小柄な松園だが精神力は鋼のようだった。その活躍が、「女のくせに」とライバルの男性画家たちから激しい嫉妬と憎しみの対象になった。晩年に松園が「戦場の軍人と同じ、血みどろな戦いでした」と記すほどで、女性の社会進出を嫌う保守的な日本画壇の中で、ひたむきに、孤高に絵筆を握り続けていったのだ。
作品に描かれる女性像はどれも凛として気品に満ちており、画風はどこまでも格調高かった。1907年(32歳)に始まった文部省美術展覧会(文展)では、毎回のように入選&受賞を繰り返し、第10回からは“永久無鑑査”となる。多くの人々が作品に魅了され、以降、帝展、新文展、日展の審査員となる一方でニューヨーク万国博覧会に出品もした。
1934年、ずっと影で松園を支えてくれていた母が死亡。その2年後の1936年、61歳の松園は代表作となる『序の舞』を完成させる。それは女性が描く“真に理想の女性像”だった。様々な苦悩を克服して、燃える心を内に秘めるが如く、朱に染められた着物を着て、指し延ばした扇の先を、ただ真っ直ぐに、毅然として見つめる女性だった。「何ものにも犯されない女性の内に潜む強い意志をこの絵に表現したかった。一点の卑俗なところもなく、清澄な感じのする香り高い珠玉のような絵こそ、私の念願するものなのです」(松園)。
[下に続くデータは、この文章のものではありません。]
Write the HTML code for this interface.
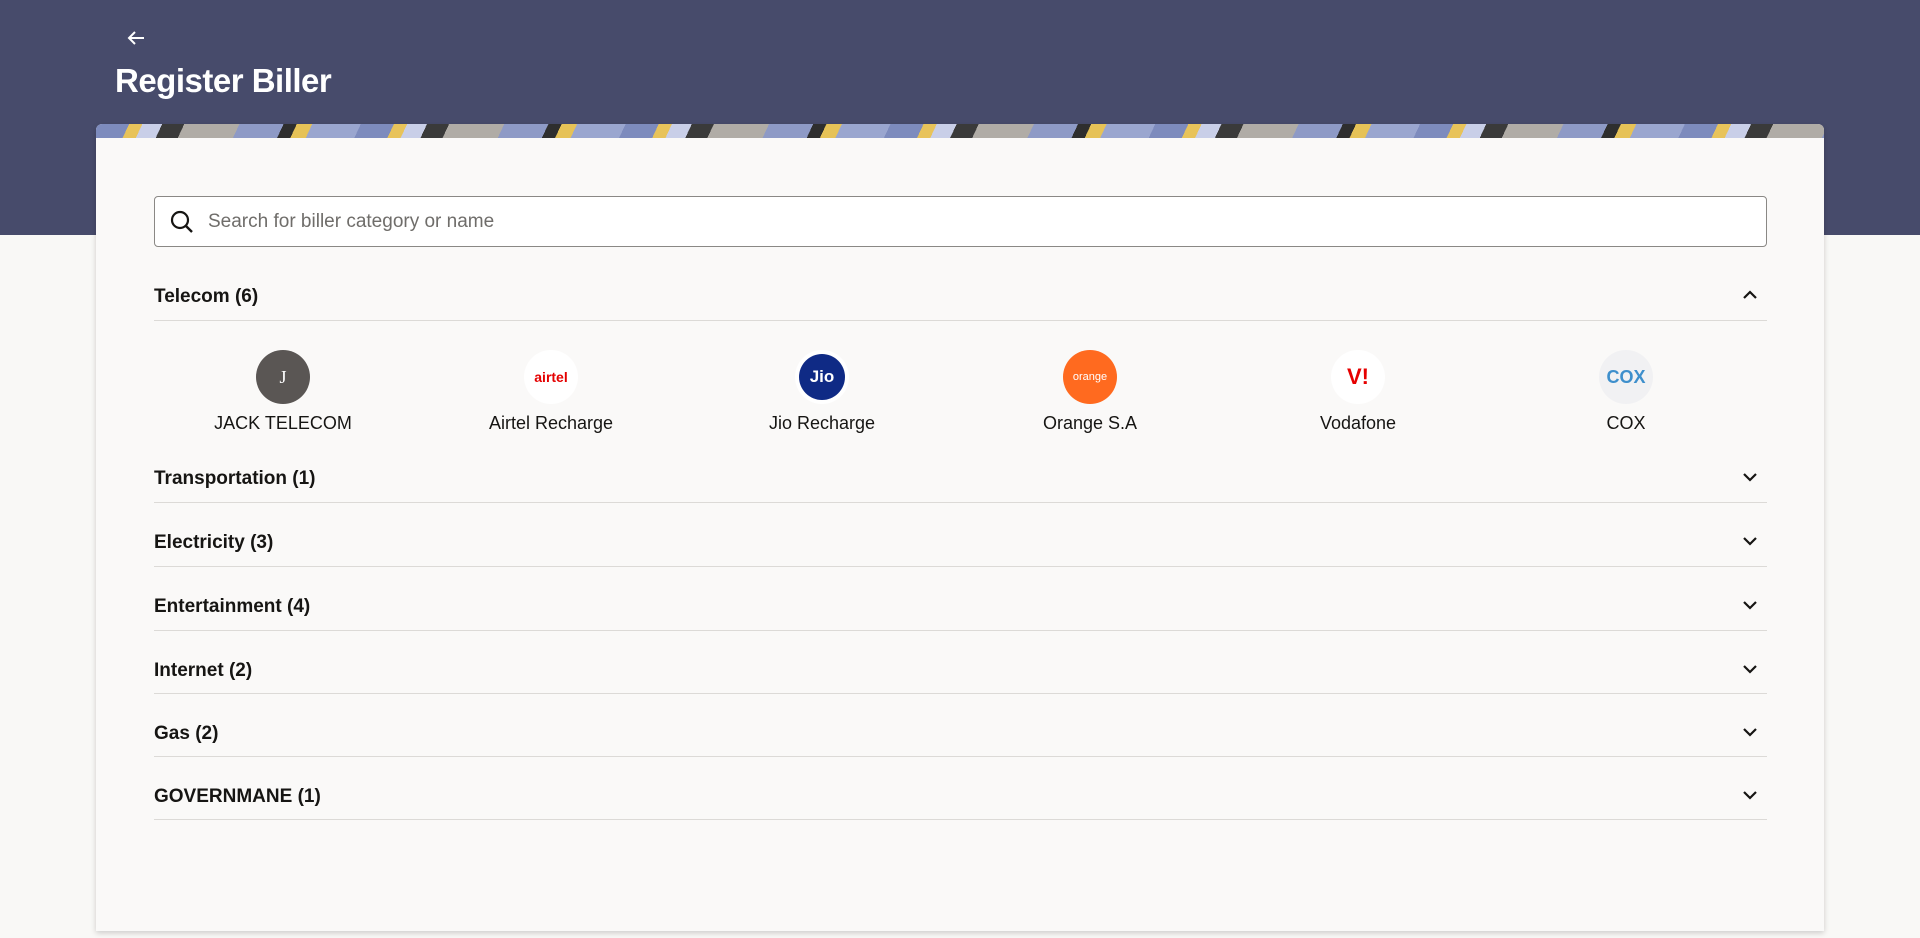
<!DOCTYPE html>
<html><head><meta charset="utf-8"><style>
*{margin:0;padding:0;box-sizing:border-box}
body{width:1920px;height:938px;background:#f9f8f6;font-family:"Liberation Sans",sans-serif;color:#161513;position:relative;overflow:hidden}
.hdr{position:absolute;left:0;top:0;width:1920px;height:235px;background:#474b6b}
.back{position:absolute;left:124px;top:26px;width:24px;height:24px}
h1{position:absolute;left:115px;top:62px;font-size:33px;font-weight:bold;color:#fff;letter-spacing:-0.5px}
.card{position:absolute;left:96px;top:124px;width:1728px;height:807px;background:#faf9f8;border-radius:6px 6px 0 0;box-shadow:0 2px 6px rgba(0,0,0,.18);overflow:hidden}
.banner{height:14px;background:repeating-linear-gradient(115deg,#7d8bbd 0 30px,#e8c35a 30px 42px,#c9cfe8 42px 60px,#3a3a3a 60px 80px,#b0aca6 80px 130px,#8e9ac6 130px 170px,#2e2e2e 170px 182px,#e6c257 182px 196px,#9aa6cf 196px 240px)}
.search{position:absolute;left:58px;top:72px;width:1613px;height:51px;background:#fff;border:1px solid #8a8885;border-radius:4px}
.search span{position:absolute;left:53px;top:14px;font-size:19px;color:#6f6d6a}
.search svg{position:absolute;left:14px;top:12px}
.row{position:absolute;left:58px;width:1613px;border-bottom:1px solid #dcdad7}
.row b{position:absolute;left:0;font-size:19px}
.row svg{position:absolute;right:8px}
.item{position:absolute;top:226px;width:220px;text-align:center;font-size:18px;color:#161513}
.item .c{width:54px;height:54px;border-radius:50%;margin:0 auto 9px;display:flex;align-items:center;justify-content:center;overflow:hidden}
</style></head><body>
<div class="hdr"></div>
<svg class="back" viewBox="0 0 24 24"><path d="M20 12H5M11 6l-6 6 6 6" stroke="#fff" stroke-width="2" fill="none"/></svg>
<h1>Register Biller</h1>
<div class="card">
<div class="banner"></div>
<div class="search"><svg width="26" height="26" viewBox="0 0 26 26"><circle cx="11" cy="11" r="8" stroke="#161513" stroke-width="2.2" fill="none"/><path d="M17 17l6 6" stroke="#161513" stroke-width="2.4"/></svg><span>Search for biller category or name</span></div>
<div class="row" style="top:150px;height:47px"><b style="top:12px">Telecom (6)</b><svg style="top:12px" width="18" height="18" viewBox="0 0 18 18"><path d="M3 12l6-6 6 6" stroke="#161513" stroke-width="2.2" fill="none"/></svg></div>

<div class="item" style="left:77px"><div class="c" style="background:#5a5654;color:#fff;font-family:'Liberation Serif',serif;font-size:18px">J</div>JACK TELECOM</div>
<div class="item" style="left:345px"><div class="c" style="background:#fff;color:#e40000;font-weight:bold;font-size:14px">airtel</div>Airtel Recharge</div>
<div class="item" style="left:616px"><div class="c" style="background:#fff"><div style="width:46px;height:46px;border-radius:50%;background:#0f2a85;color:#fff;font-weight:bold;font-size:17px;display:flex;align-items:center;justify-content:center">Jio</div></div>Jio Recharge</div>
<div class="item" style="left:884px"><div class="c" style="background:#ff6a1f;color:#fff;font-size:11px">orange</div>Orange S.A</div>
<div class="item" style="left:1152px"><div class="c" style="background:#fff;color:#e60000;font-weight:bold;font-size:22px">V!</div>Vodafone</div>
<div class="item" style="left:1420px"><div class="c" style="background:#f1f1f3;color:#3e8fcc;font-weight:bold;font-size:18px">COX</div>COX</div>

<div class="row" style="top:342px;height:37px"><b style="top:2px">Transportation (1)</b><svg style="top:2px" width="18" height="18" viewBox="0 0 18 18"><path d="M3 6l6 6 6-6" stroke="#161513" stroke-width="2.2" fill="none"/></svg></div>
<div class="row" style="top:379px;height:64px"><b style="top:29px">Electricity (3)</b><svg style="top:29px" width="18" height="18" viewBox="0 0 18 18"><path d="M3 6l6 6 6-6" stroke="#161513" stroke-width="2.2" fill="none"/></svg></div>
<div class="row" style="top:443px;height:64px"><b style="top:29px">Entertainment (4)</b><svg style="top:29px" width="18" height="18" viewBox="0 0 18 18"><path d="M3 6l6 6 6-6" stroke="#161513" stroke-width="2.2" fill="none"/></svg></div>
<div class="row" style="top:507px;height:63px"><b style="top:29px">Internet (2)</b><svg style="top:29px" width="18" height="18" viewBox="0 0 18 18"><path d="M3 6l6 6 6-6" stroke="#161513" stroke-width="2.2" fill="none"/></svg></div>
<div class="row" style="top:570px;height:63px"><b style="top:29px">Gas (2)</b><svg style="top:29px" width="18" height="18" viewBox="0 0 18 18"><path d="M3 6l6 6 6-6" stroke="#161513" stroke-width="2.2" fill="none"/></svg></div>
<div class="row" style="top:633px;height:63px"><b style="top:29px">GOVERNMANE (1)</b><svg style="top:29px" width="18" height="18" viewBox="0 0 18 18"><path d="M3 6l6 6 6-6" stroke="#161513" stroke-width="2.2" fill="none"/></svg></div>
</div>
</body></html>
1948年(73歳)、女性として初めて文化勲章を受章。その翌年74歳で逝去した。現代の画壇では「松園の前に松園なく、松園の後に松園なし」とまで言われている。
※近代日本の美人画の代表的作家は、西(京都)の松園と東の鏑木(かぶらき)清方。松園の3歳年下だった鏑木は、若い頃を回想して「松園の作品は自らの目標であり、裏返しても見たいほどの欲望にかられた」と記している。